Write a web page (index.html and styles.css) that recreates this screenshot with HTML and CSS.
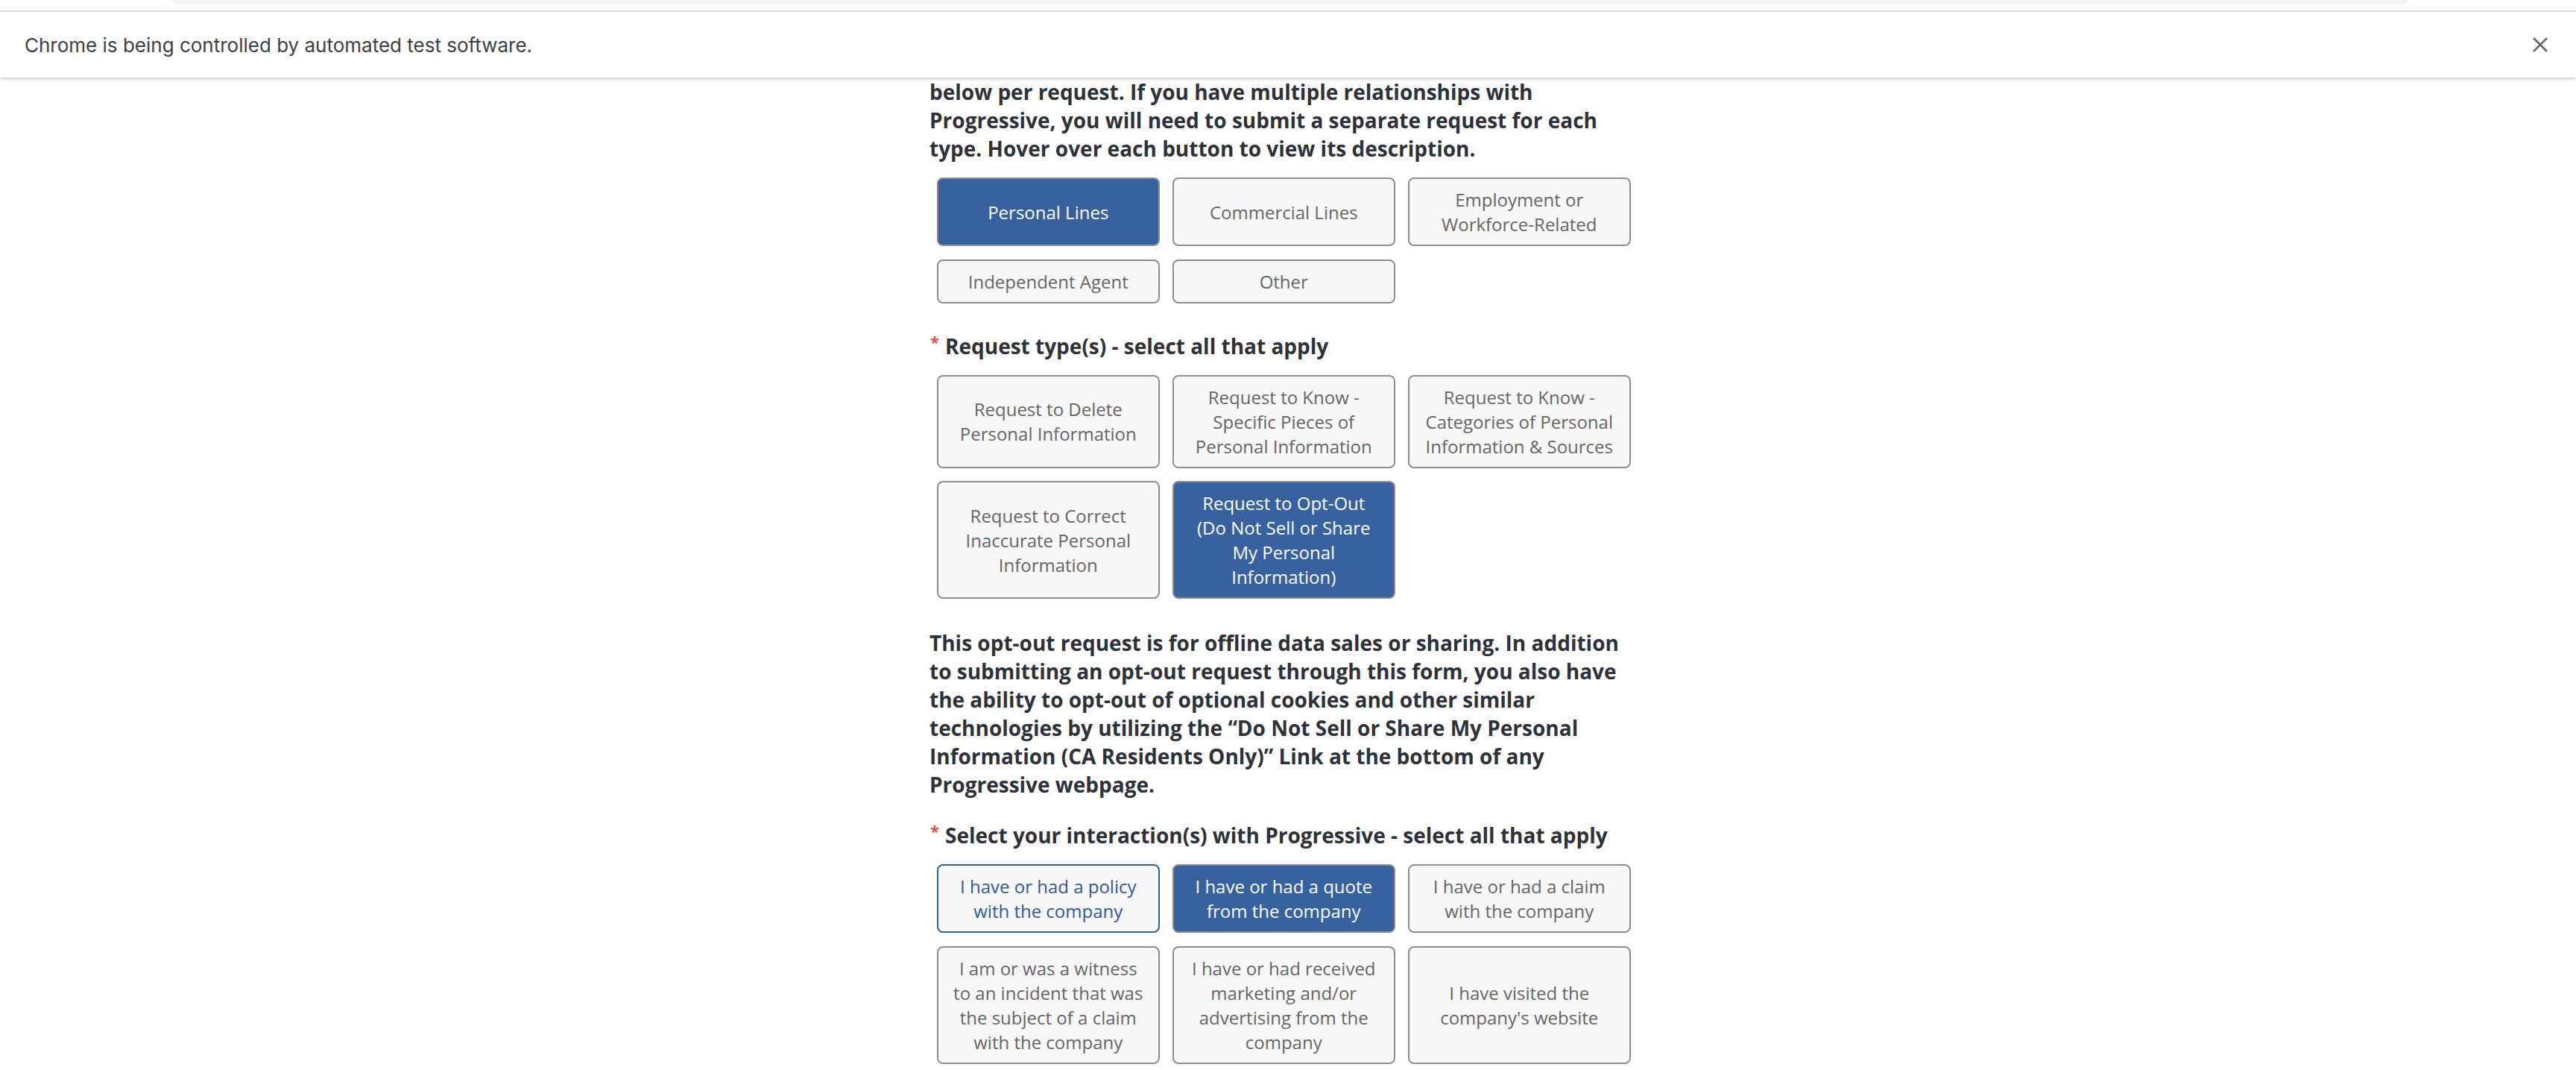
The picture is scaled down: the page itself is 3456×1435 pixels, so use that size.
FILE: index.html
```html
<!DOCTYPE html>
<html lang="en">
<head>
<meta charset="utf-8">
<title>Privacy Request</title>
<link rel="stylesheet" href="styles.css">
</head>
<body>
<div class="chrome-top"><div class="omnibox"></div></div>
<div class="infobar">
  <span class="infobar-text">Chrome is being controlled by automated test software.</span>
  <svg class="close" width="20" height="20" viewBox="0 0 20 20" aria-hidden="true"><path d="M2 2 L18 18 M18 2 L2 18" stroke="#5f6368" stroke-width="2.6" stroke-linecap="square"/></svg>
</div>
<main class="form">
  <p class="lead">below per request. If you have multiple relationships with Progressive, you will need to submit a separate request for each type. Hover over each button to view its description.</p>
  <div class="choices first">
    <div class="opt on">Personal Lines</div>
    <div class="opt">Commercial Lines</div>
    <div class="opt">Employment or Workforce-Related</div>
    <div class="opt">Independent Agent</div>
    <div class="opt">Other</div>
  </div>

  <div class="label"><span class="req">*</span>Request type(s) - select all that apply</div>
  <div class="choices">
    <div class="opt">Request to Delete Personal Information</div>
    <div class="opt">Request to Know - Specific Pieces of Personal Information</div>
    <div class="opt">Request to Know - Categories of Personal Information &amp; Sources</div>
    <div class="opt">Request to Correct Inaccurate Personal Information</div>
    <div class="opt on">Request to Opt-Out (Do Not Sell or Share My Personal Information)</div>
  </div>

  <p class="lead note">This opt-out request is for offline data sales or sharing. In addition to submitting an opt-out request through this form, you also have the ability to opt-out of optional cookies and other similar technologies by utilizing the “Do Not Sell or Share My Personal Information (CA Residents Only)” Link at the bottom of any Progressive webpage.</p>

  <div class="label second"><span class="req">*</span>Select your interaction(s) with Progressive - select all that apply</div>
  <div class="choices">
    <div class="opt focus">I have or had a policy with the company</div>
    <div class="opt on">I have or had a quote from the company</div>
    <div class="opt">I have or had a claim with the company</div>
    <div class="opt">I am or was a witness to an incident that was the subject of a claim with the company</div>
    <div class="opt">I have or had received marketing and/or advertising from the company</div>
    <div class="opt">I have visited the company's website</div>
  </div>
</main>
</body>
</html>
```

FILE: styles.css
```css
html, body {
  margin: 0;
  padding: 0;
  background: #ffffff;
}

body {
  font-family: "Open Sans", "Liberation Sans", sans-serif;
  height: 1435px;
  overflow: hidden;
}

.chrome-top {
  height: 14px;
  border-bottom: 2px solid #dedfe1;
  background: #ffffff;
  position: relative;
}

.omnibox {
  margin-left: 231px;
  width: 2998px;
  height: 6px;
  background: #f1f3f4;
  border-radius: 0 0 14px 14px;
}

.infobar {
  position: relative;
  z-index: 2;
  height: 88px;
  background: #ffffff;
  display: flex;
  align-items: center;
  justify-content: space-between;
  padding: 0 38px 0 33px;
  box-shadow: 0 2px 4px rgba(0, 0, 0, 0.22);
}

.infobar-text {
  font-family: Inter, Roboto, "Liberation Sans", sans-serif;
  font-size: 26px;
  color: #3c4043;
}

.close {
  display: block;
}

.form {
  width: 962px;
  margin: 0 auto;
}

.lead {
  margin: 0;
  max-width: 940px;
  font-size: 28px;
  line-height: 38px;
  font-weight: 700;
  color: #2c313a;
}

.note {
  margin-top: 40px;
}

.choices {
  display: grid;
  grid-template-columns: repeat(3, 298.5px);
  gap: 17.5px;
  margin: 20px 0 0 10px;
}

.choices.first {
  margin-top: 20px;
}

.opt {
  display: flex;
  align-items: center;
  justify-content: center;
  text-align: center;
  box-sizing: border-box;
  padding: 11px 16px;
  border: 2px solid #8e8e8e;
  border-radius: 8px;
  background: #f7f7f7;
  color: #666666;
  font-size: 24px;
  line-height: 33px;
}

.opt.on {
  background: #38619f;
  color: #ffffff;
}

.opt.focus {
  border-color: #38619f;
  color: #2f5aa0;
}

.label {
  margin-top: 38px;
  font-size: 28px;
  line-height: 38px;
  font-weight: 700;
  color: #2c313a;
  display: flex;
  align-items: flex-start;
}

.label.second {
  margin-top: 30px;
}

.req {
  color: #d9534f;
  font-size: 22px;
  line-height: 22px;
  margin: 2px 8px 0 1px;
}
```
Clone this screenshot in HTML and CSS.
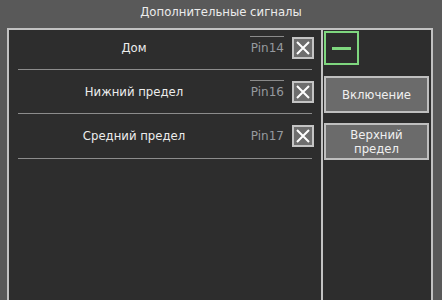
FILE: index.html
```html
<!DOCTYPE html>
<html lang="ru">
<head>
    <meta charset="UTF-8">
    <meta name="viewport" content="width=device-width, initial-scale=1.0">
    <title>Дополнительные сигналы</title>
    <link rel="stylesheet" href="styles.css">
</head>
<body>
    <div class="judul">Дополнительные сигналы</div>
    <div class="panel">
        <div class="daftar">
            <div class="item">
                <div class="baris pertama">
                    <span class="nama">Дом</span>
                    <span class="pin terpasang">Pin14</span>
                    <button class="hapus"><svg width="14" height="14" viewBox="0 0 14 14"><path d="M1 1L13 13M13 1L1 13" stroke="#fff" stroke-width="2"/></svg></button>
                </div>
                <div class="garis"></div>
            </div>
            <div class="item">
                <div class="baris">
                    <span class="nama">Нижний предел</span>
                    <span class="pin terpasang">Pin16</span>
                    <button class="hapus"><svg width="14" height="14" viewBox="0 0 14 14"><path d="M1 1L13 13M13 1L1 13" stroke="#fff" stroke-width="2"/></svg></button>
                </div>
                <div class="garis"></div>
            </div>
            <div class="item">
                <div class="baris ketiga">
                    <span class="nama">Средний предел</span>
                    <span class="pin">Pin17</span>
                    <button class="hapus"><svg width="14" height="14" viewBox="0 0 14 14"><path d="M1 1L13 13M13 1L1 13" stroke="#fff" stroke-width="2"/></svg></button>
                </div>
                <div class="garis"></div>
            </div>
        </div>
        <div class="samping">
            <button class="kurang"><span class="minus"></span></button>
            <button class="tombol">Включение</button>
            <button class="tombol">Верхний<br>предел</button>
        </div>
    </div>
</body>
</html>
```

FILE: styles.css
```css
body {
    margin: 0;
    background-color: #595959;
    font-family: "DejaVu Sans", sans-serif;
    font-size: 11.7px;
    color: #ececec;
    overflow: hidden;
    height: 300px;
}

.judul {
    height: 28px;
    line-height: 24px;
    text-align: center;
}

.panel {
    display: flex;
    margin: 0 9px 0 7px;
    height: 272px;
    border: 2px solid #c2c2c2;
    border-bottom: none;
    background-color: #2d2d2d;
}

.daftar {
    flex: 1;
}

.item {
    margin: 0 7px 0 9px;
}

.baris {
    display: flex;
    align-items: center;
    height: 43px;
}

.baris.pertama {
    height: 36px;
    padding-bottom: 3px;
}

.baris.ketiga {
    height: 44px;
}

.garis {
    height: 1px;
    margin-right: 2px;
    background-color: #8c8c8c;
}

.nama {
    flex: 1;
    text-align: center;
}

.pin {
    color: #969a9f;
    font-size: 12px;
    padding-top: 4px;
    margin-top: -5px;
    border-top: 1px solid transparent;
    width: 34px;
    margin-right: 8px;
    text-align: right;
}

.pin.terpasang {
    border-top-color: #8a8a8a;
}

.hapus {
    width: 22px;
    height: 22px;
    padding: 0;
    border: 2px solid #c4c4c4;
    background-color: #6e6e6e;
    display: flex;
    align-items: center;
    justify-content: center;
}

.samping {
    width: 105px;
    border-left: 2px solid #c2c2c2;
    padding: 1px 2px 0 1px;
    display: flex;
    flex-direction: column;
}

.kurang {
    width: 35px;
    height: 34px;
    padding: 0;
    border: 2px solid #7fd77f;
    background-color: #2d2d2d;
    display: flex;
    align-items: center;
    justify-content: center;
}

.minus {
    width: 19px;
    height: 3px;
    background-color: #7fd77f;
}

.tombol {
    height: 37px;
    margin-top: 11px;
    padding: 0;
    border: 2px solid #bfbfbf;
    background-color: #6b6b6b;
    color: #f0f0f0;
    font-family: "DejaVu Sans", sans-serif;
    font-size: 11.7px;
    line-height: 14px;
}

.tombol + .tombol {
    margin-top: 10px;
}
```
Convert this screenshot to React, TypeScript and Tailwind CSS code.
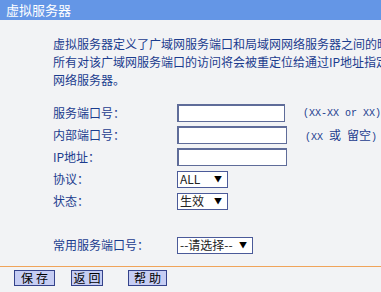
____________
◆ Problem requirements: Copy out every line from the data above that has "styles" in it.

◆ Exercise solution:
Write a web page (index.html and styles.css) that recreates this screenshot with HTML and CSS.
<link rel="stylesheet" href="styles.css">
FILE: styles.css
    <link rel="stylesheet" href="styles.css">
FILE: styles.css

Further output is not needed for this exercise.